Frank Craven, in Thornton Wilder's "Our Town," Portrays New England Village with Pleasing Informality

"Our Town", presented by Jed Harris, written by Thornton Wilder, and starring Frank Craven, vitalizes the vital statistics of Grovers Corners, a mythical village in New Hampshire. Mr. Craven, called the Stage Manager, saunters about leisurely arranging and rearranging the few odd pieces of furniture serving as scenery, takes two parts in the play, apologizes for the coarseness of the characters' remarks, makes running comments to fill in the gaps in the action while leaning nonchalantly on one side of the portal of the stage and puffing, away at his pipe, thanks the actors for the episodes they have presented, and counteracts with the dryness of his observations the sweetness and the sentimentality of the play.

The first act is an introduction to Grovers Corners and its inhabitants. During the course of it Mr. Craven calls upon a little squirrel of a professor to give the geological history and other recondite data of the town, and also upon a prominent citizen to sketch in the general tenor of the place and to answer the questions of a Communist, a cultural uplift lady, and a W. C. T. U. worker, all scattered through the audience. The second act deals with love and marriage, and the third with death.

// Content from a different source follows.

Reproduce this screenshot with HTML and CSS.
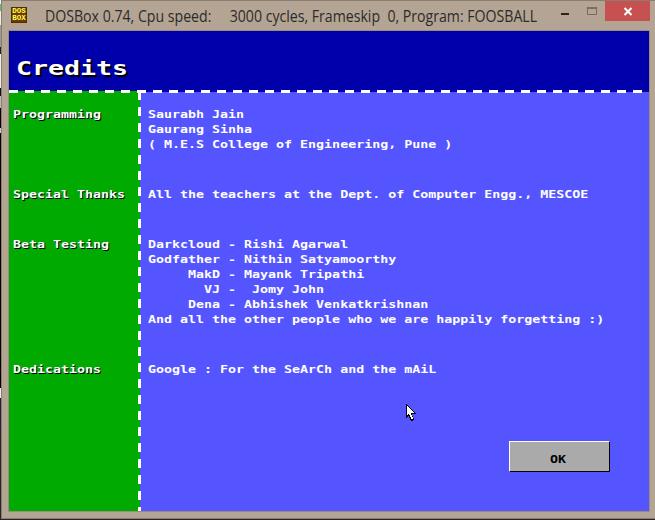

Mr. Craven, as the minister who marries the boy and girl lovers, doesn't know whether he approves of marriage or not, but in the last act the events and he become quite philosophical, and he comes forth with some decided views on death. He takes for granted a universal belief in the immortality of the soul, and then he explains that a dozen people, sitting very stiffly in chairs on the stage, are dead people in their graven, waiting for the earthly parts of themselves to pass away, and for the great metamorphosis into their eternal forms to overtake them. When the lovely heroine leaves her funeral and joins the dead, life as well as death is philosophized upon. She goes back to her family and her twelfth birthday, and there and then bewails the blindness of men and women, and their insensitivity to the great human values lying in great wealth all about them.

Just as the total lack of scenery calls for considerable Imaginative response on the part of the spectator, so the extreme sentimentality of the play and its absorption in commonplace people call for a good deal of sympathetic for bearance. The necessary imagination is very easily mustered by everyone, and most of the audience, although by no means all, find the called-for-interest and compassion forthcoming.